Copy out the data exactly, leaving the pictures behind.
▬▬▬▬▬▬
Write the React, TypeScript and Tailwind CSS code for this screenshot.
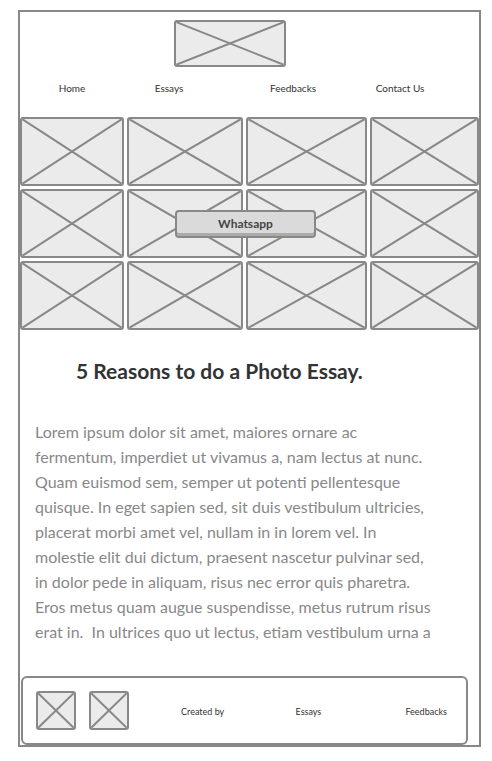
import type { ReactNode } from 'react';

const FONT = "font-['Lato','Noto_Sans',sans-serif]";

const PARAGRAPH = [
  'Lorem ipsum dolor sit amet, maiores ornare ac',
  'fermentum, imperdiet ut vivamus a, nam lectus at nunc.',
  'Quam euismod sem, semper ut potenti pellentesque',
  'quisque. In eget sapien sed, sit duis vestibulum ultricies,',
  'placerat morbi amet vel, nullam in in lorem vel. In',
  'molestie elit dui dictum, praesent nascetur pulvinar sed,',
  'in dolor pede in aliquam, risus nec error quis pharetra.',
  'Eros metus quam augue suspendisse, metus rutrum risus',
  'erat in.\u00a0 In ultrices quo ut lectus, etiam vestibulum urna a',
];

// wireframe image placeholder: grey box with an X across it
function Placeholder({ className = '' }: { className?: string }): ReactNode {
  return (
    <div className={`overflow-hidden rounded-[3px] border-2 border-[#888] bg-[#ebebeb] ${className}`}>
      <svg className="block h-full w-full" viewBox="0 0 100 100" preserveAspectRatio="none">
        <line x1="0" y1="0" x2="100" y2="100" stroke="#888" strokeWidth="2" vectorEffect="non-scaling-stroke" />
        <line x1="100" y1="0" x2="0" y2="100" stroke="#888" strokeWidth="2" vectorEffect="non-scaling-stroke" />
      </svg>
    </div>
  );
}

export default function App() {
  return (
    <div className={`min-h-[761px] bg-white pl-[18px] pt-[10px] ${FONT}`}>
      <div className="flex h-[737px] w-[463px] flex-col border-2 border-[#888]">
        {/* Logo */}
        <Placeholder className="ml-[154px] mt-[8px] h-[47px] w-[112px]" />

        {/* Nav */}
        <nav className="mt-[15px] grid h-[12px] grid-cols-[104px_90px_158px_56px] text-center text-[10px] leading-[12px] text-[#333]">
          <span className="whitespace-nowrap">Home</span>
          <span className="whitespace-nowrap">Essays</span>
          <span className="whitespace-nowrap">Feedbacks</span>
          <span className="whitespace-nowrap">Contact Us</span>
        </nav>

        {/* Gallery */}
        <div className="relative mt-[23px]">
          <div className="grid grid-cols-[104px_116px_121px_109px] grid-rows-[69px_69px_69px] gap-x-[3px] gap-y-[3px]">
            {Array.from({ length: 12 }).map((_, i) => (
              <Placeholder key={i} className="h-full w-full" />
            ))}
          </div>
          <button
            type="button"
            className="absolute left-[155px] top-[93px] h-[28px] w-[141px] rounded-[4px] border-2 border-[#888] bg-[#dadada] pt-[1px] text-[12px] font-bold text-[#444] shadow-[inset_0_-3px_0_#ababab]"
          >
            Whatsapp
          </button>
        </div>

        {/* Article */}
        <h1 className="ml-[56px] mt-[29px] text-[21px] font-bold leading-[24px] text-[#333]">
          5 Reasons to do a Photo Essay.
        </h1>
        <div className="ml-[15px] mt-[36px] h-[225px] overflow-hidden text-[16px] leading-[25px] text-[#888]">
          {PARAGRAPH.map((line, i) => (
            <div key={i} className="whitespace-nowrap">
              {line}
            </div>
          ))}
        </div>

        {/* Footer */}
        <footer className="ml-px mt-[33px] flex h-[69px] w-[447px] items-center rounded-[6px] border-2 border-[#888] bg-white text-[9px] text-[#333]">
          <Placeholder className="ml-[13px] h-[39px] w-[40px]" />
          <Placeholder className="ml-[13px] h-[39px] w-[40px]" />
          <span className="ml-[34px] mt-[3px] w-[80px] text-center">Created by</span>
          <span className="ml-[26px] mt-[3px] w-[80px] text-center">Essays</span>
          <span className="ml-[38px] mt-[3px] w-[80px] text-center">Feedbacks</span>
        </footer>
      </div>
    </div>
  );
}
▬▬▬▬▬▬
**FULL SOLUTION:**
Write the React, TypeScript and Tailwind CSS code for this screenshot.
import type { ReactNode } from 'react';

const FONT = "font-['Lato','Noto_Sans',sans-serif]";

const PARAGRAPH = [
  'Lorem ipsum dolor sit amet, maiores ornare ac',
  'fermentum, imperdiet ut vivamus a, nam lectus at nunc.',
  'Quam euismod sem, semper ut potenti pellentesque',
  'quisque. In eget sapien sed, sit duis vestibulum ultricies,',
  'placerat morbi amet vel, nullam in in lorem vel. In',
  'molestie elit dui dictum, praesent nascetur pulvinar sed,',
  'in dolor pede in aliquam, risus nec error quis pharetra.',
  'Eros metus quam augue suspendisse, metus rutrum risus',
  'erat in.\u00a0 In ultrices quo ut lectus, etiam vestibulum urna a',
];

// wireframe image placeholder: grey box with an X across it
function Placeholder({ className = '' }: { className?: string }): ReactNode {
  return (
    <div className={`overflow-hidden rounded-[3px] border-2 border-[#888] bg-[#ebebeb] ${className}`}>
      <svg className="block h-full w-full" viewBox="0 0 100 100" preserveAspectRatio="none">
        <line x1="0" y1="0" x2="100" y2="100" stroke="#888" strokeWidth="2" vectorEffect="non-scaling-stroke" />
        <line x1="100" y1="0" x2="0" y2="100" stroke="#888" strokeWidth="2" vectorEffect="non-scaling-stroke" />
      </svg>
    </div>
  );
}

export default function App() {
  return (
    <div className={`min-h-[761px] bg-white pl-[18px] pt-[10px] ${FONT}`}>
      <div className="flex h-[737px] w-[463px] flex-col border-2 border-[#888]">
        {/* Logo */}
        <Placeholder className="ml-[154px] mt-[8px] h-[47px] w-[112px]" />

        {/* Nav */}
        <nav className="mt-[15px] grid h-[12px] grid-cols-[104px_90px_158px_56px] text-center text-[10px] leading-[12px] text-[#333]">
          <span className="whitespace-nowrap">Home</span>
          <span className="whitespace-nowrap">Essays</span>
          <span className="whitespace-nowrap">Feedbacks</span>
          <span className="whitespace-nowrap">Contact Us</span>
        </nav>

        {/* Gallery */}
        <div className="relative mt-[23px]">
          <div className="grid grid-cols-[104px_116px_121px_109px] grid-rows-[69px_69px_69px] gap-x-[3px] gap-y-[3px]">
            {Array.from({ length: 12 }).map((_, i) => (
              <Placeholder key={i} className="h-full w-full" />
            ))}
          </div>
          <button
            type="button"
            className="absolute left-[155px] top-[93px] h-[28px] w-[141px] rounded-[4px] border-2 border-[#888] bg-[#dadada] pt-[1px] text-[12px] font-bold text-[#444] shadow-[inset_0_-3px_0_#ababab]"
          >
            Whatsapp
          </button>
        </div>

        {/* Article */}
        <h1 className="ml-[56px] mt-[29px] text-[21px] font-bold leading-[24px] text-[#333]">
          5 Reasons to do a Photo Essay.
        </h1>
        <div className="ml-[15px] mt-[36px] h-[225px] overflow-hidden text-[16px] leading-[25px] text-[#888]">
          {PARAGRAPH.map((line, i) => (
            <div key={i} className="whitespace-nowrap">
              {line}
            </div>
          ))}
        </div>

        {/* Footer */}
        <footer className="ml-px mt-[33px] flex h-[69px] w-[447px] items-center rounded-[6px] border-2 border-[#888] bg-white text-[9px] text-[#333]">
          <Placeholder className="ml-[13px] h-[39px] w-[40px]" />
          <Placeholder className="ml-[13px] h-[39px] w-[40px]" />
          <span className="ml-[34px] mt-[3px] w-[80px] text-center">Created by</span>
          <span className="ml-[26px] mt-[3px] w-[80px] text-center">Essays</span>
          <span className="ml-[38px] mt-[3px] w-[80px] text-center">Feedbacks</span>
        </footer>
      </div>
    </div>
  );
}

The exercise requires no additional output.